In my opinion the solution lies in declaring the IR policy. Before I discuss policies of various organisations, I would like to ask how many Indian companies have a declared policy on Industrial Relations. Very few! Why?
What issues should an IR Policy cover? In my opinion three aspects are important. Firstly, who is accountable for IR, secondly, what is the organisation’s stance on the union, and thirdly what is sought to be promoted through the policy statement and how.
Apply these criteria and examine IR policies. Some of the best policy statements are made by SKF, Nestle, Volkswagen, Toyota, Southwest Airlines and BP. Does Aditya Birla Group have a declared policy? They have declared a global compact which covers most of the issues of policy. What about ITC? Yes they have a detailed policy which is worth a good look. Take a look at M&M. You do not find an IR policy of Tatas on their website. Marico? Godrej? Asian Paints?
BP in Singapore has travelled the farthest distance. They have signed a joint statement of Industrial Relations vision and policy. This is a very detailed one and could serve as a guideline for many others.
The time has come for Indian industries also to make a statement of policy as many are now becoming MNCs. They will have to stand a different test on the international arena and will be well advised to follow ILO guidance.

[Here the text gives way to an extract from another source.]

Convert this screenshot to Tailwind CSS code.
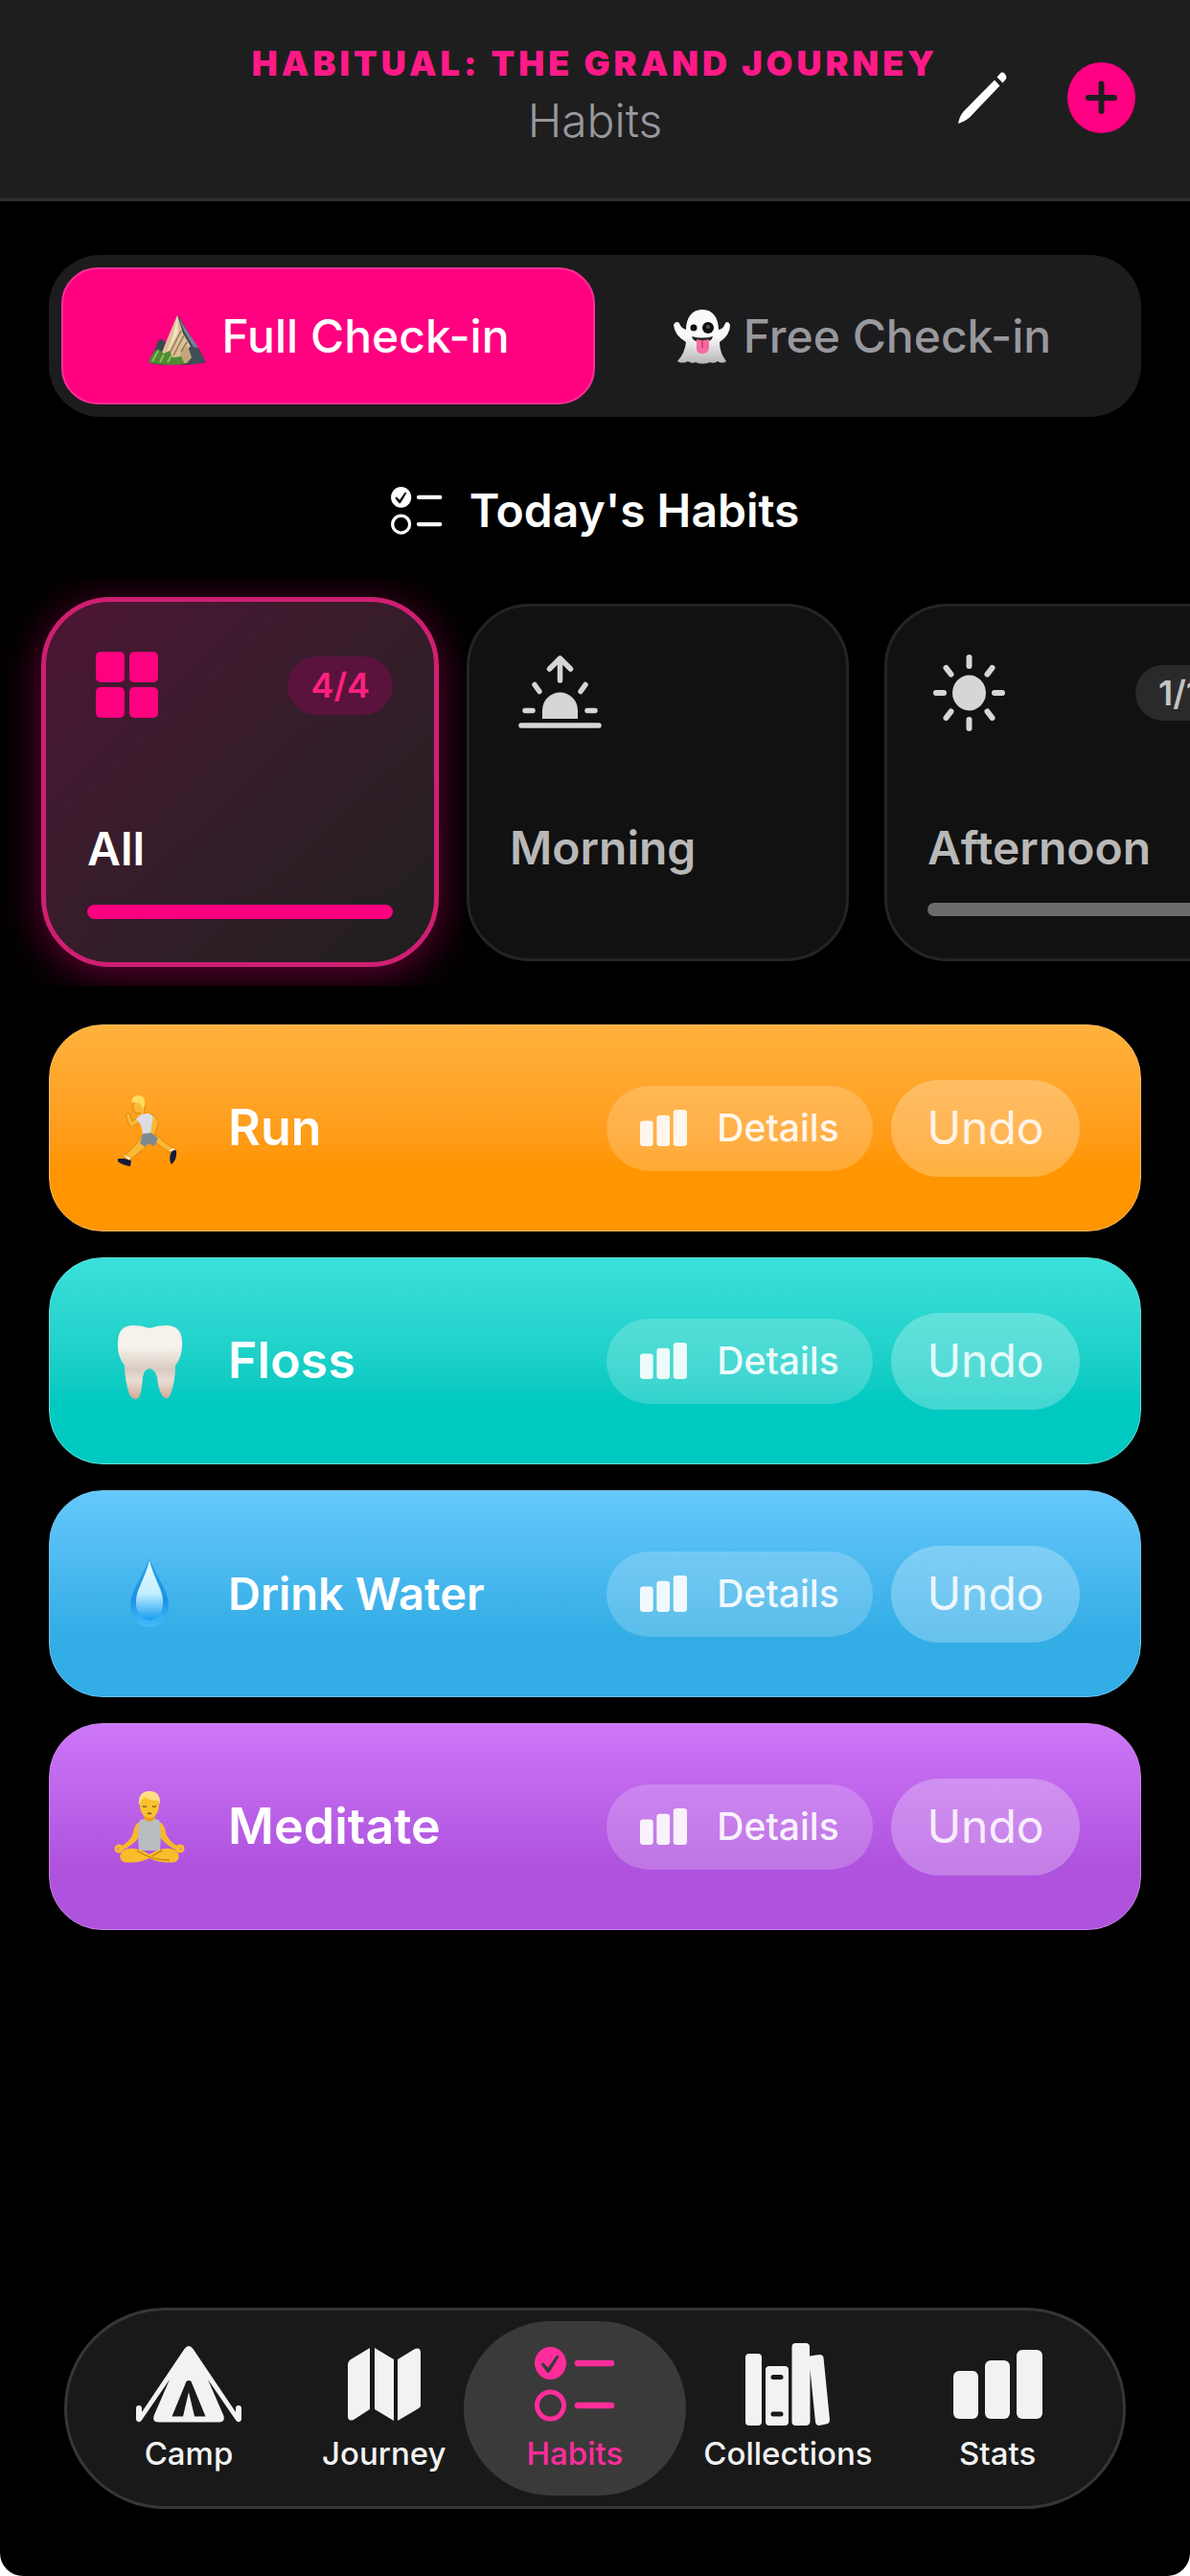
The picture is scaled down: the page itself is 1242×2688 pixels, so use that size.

Why then, are they not declaring policies? In my opinion there are three prime reasons: firstly the unions are weak in most industries; secondly, the declaration will require organisations to take a stance on the very sensitive issue of contract labour (the use of whom is indiscriminate), and thirdly, declaration means holding yourself accountable – who wants to do that suo moto? The question of managerial competence and confidence comes out here in the open!
The point I wish to make is that if we wish to strike consistently good industrial relations then declaration of IR policy is imperative.
I am not talking about how and why we should make policies. It is all about how we can march towards industrial democracy systematically and innovatively.